Defining the “Smart” Energy Retrofit

This research uses a case study of a prototypical higher education campus renovation project to investigate and model a “smart” energy retrofit—one that considers the carbon payback as well as the cost payback of the renovation to target strategic energy retrofit measures that provide maximum carbon reductions with minimum carbon and cost investment. The study tested an innovative process that incorporated several interrelated analytical methodologies to determine the optimal building renovation scope for maximum carbon reductions. These included thermal analysis to quantify the thermal resistance of individual components of the envelope, energy modeling to calibrate and determine whole building performance, and life cycle assessment to calculate embodied impacts.

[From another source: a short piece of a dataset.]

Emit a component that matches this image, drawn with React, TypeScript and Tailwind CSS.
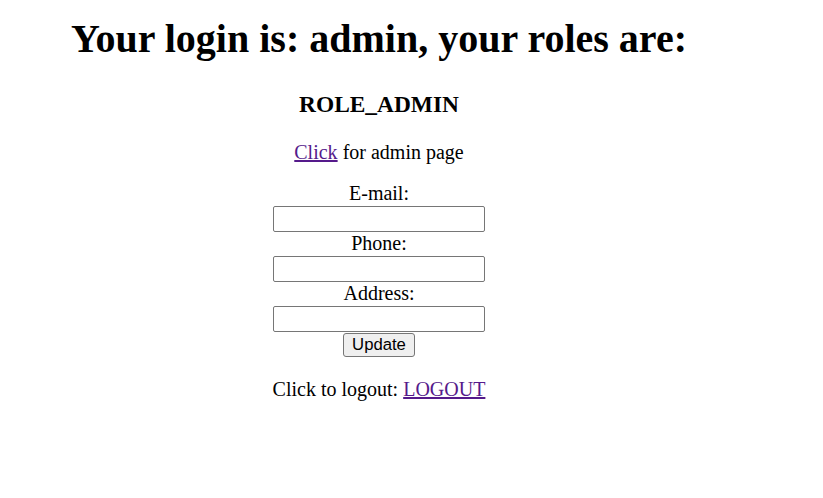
import React from 'react';

const fields = ['E-mail:', 'Phone:', 'Address:'];

const App = () => {
    return (
        <div className="w-[823px] h-[498px] bg-white text-black font-['Liberation_Serif',serif]">
            <div className="w-[758px] flex flex-col items-center text-center">
                {/* Titre */}
                <h1 className="mt-[16px] text-[40px] leading-[46px] font-bold">Your login is: admin, your roles are:</h1>
                <h3 className="mt-[29px] text-[23.4px] leading-[27px] font-bold">ROLE_ADMIN</h3>
                <p className="mt-[23px] text-[20px] leading-[23px]">
                    <a href="#" className="text-[#551a8b] underline">Click</a> for admin page
                </p>

                {/* Formulaire */}
                <form className="mt-[18px] flex flex-col items-center text-[20px] leading-[23px]">
                    {fields.map((label) => (
                        <div key={label} className="flex flex-col items-center">
                            <label>{label}</label>
                            <input
                                type="text"
                                className="mt-[1px] w-[212px] h-[26px] border border-[#767676] rounded-[2px] bg-white px-[2px]"
                            />
                        </div>
                    ))}
                    <button
                        type="button"
                        className="mt-[1px] w-[72px] h-[24px] border border-[#767676] rounded-[3px] bg-[#efefef] font-['Liberation_Sans',sans-serif] text-[16.7px] leading-[20px]"
                    >
                        Update
                    </button>
                </form>

                <p className="mt-[21px] text-[20px] leading-[23px]">
                    Click to logout: <a href="#" className="text-[#551a8b] underline">LOGOUT</a>
                </p>
            </div>
        </div>
    );
};

export default App;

Using these tools in concert with cost estimating allowed the design team and owner to evaluate the financial and environmental return on investment of potential interventions in the existing building envelope, building systems, and primary energy sources. This case study demonstrates a replicable process to optimize both embodied and operational carbon through iterative analysis. The process illustrates that not all energy-conserving measures are worth pursuing when taken in the context of life cycle carbon and costs-a deep energy retrofit is not necessarily a smart energy retrofit. Additionally, energy retrofits should consider solutions that are appropriate to make immediate reductions while enabling further reductions through the future availability of greener energy sources. To reduce emissions from the building sector and achieve critical climate targets, the design and construction industry must rigorously analyze tradeoffs of embodied versus operations impacts, rather than defaulting to traditional best practice assumptions to meet critical climate targets.